Data points are individual pieces of information or measurements in a data set. Think of them as dots on a map, each representing a specific location or value. In the context of linear equations, these points are typically coordinates like \((x, y)\), which can be plotted on a coordinate plane.

When a data point lies on a straight line, it suggests a consistent relationship between the variables. Here’s why that matters:

• If the data points align perfectly, it indicates a perfect linear relationship, meaning the equation of the line accurately describes the trend of the data.
• Slight deviations can suggest an approximate linear relationship, where the equation offers a good but not perfect fit.
• Knowing the equation of the line helps predict or interpolate other potential values in your data set.

Understanding data points in relation to linear equations helps in analyzing and making sense of data trends.

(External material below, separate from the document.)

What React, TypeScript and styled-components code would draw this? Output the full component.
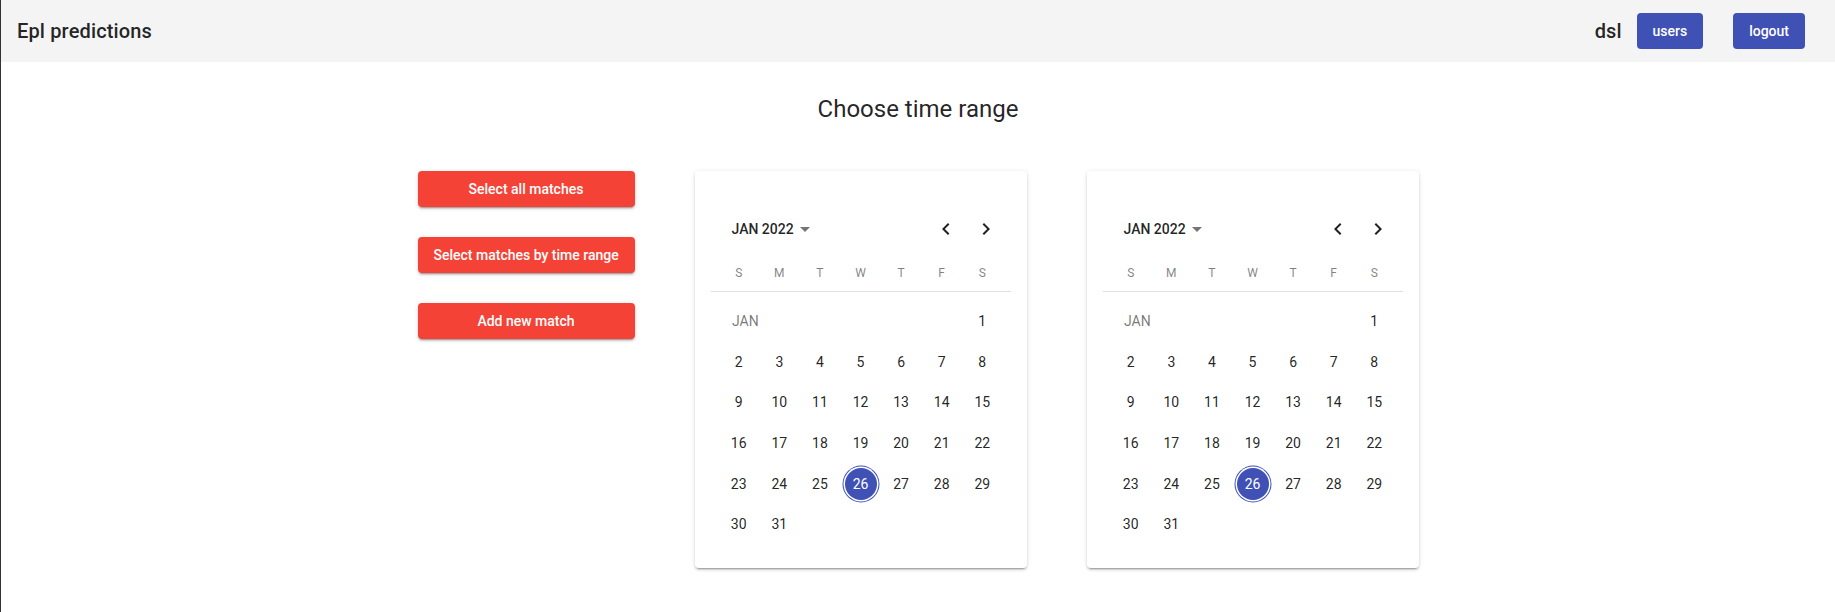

Graph representation is a visual way to display relationships in data using a graph. For linear equations, this usually involves plotting data points on a two-dimensional plane and drawing a line through them. Let’s break down the importance:

• **Simplicity and Clarity:** A graph makes it easy to see the relationship between variables at a glance. It provides a clear picture of how the data behaves.
• **Trend Observation:** By seeing how data points lie along a line, one can easily identify trends, whether the data increases, decreases, or stays stable as you move along the line.
• **Visual Aid for Equations:** The slope and intercept of the line in a graph are visual representations of the equation itself, making abstract numbers more tangible.

So, when exploring data points through a linear equation, graph representation offers a powerful tool to understand and communicate the results effectively.

Mathematical validation is the process of confirming that your equations and data interpretations are accurate. When dealing with linear equations, it's crucial to ensure:

• **Correct Equation Formulation:** The equation accurately reflects the relationship between variables. For a linear equation, this is usually in the form \(y = mx + b\), where \(m\) is the slope and \(b\) is the y-intercept.
• **Data Consistency:** All plotted data points should either align closely with the line or fall within an acceptable range of variance. If they deviate significantly, reassess the equation or data.
• **Logical Reasoning:** Any conclusion drawn from the linear relationship should logically follow from the graph and/or data points. This ensures that the interpretation of the data makes sense.

Validating calculations and conclusions is a key step in data analysis, ensuring that models and predictions based on linear equations hold true in practice.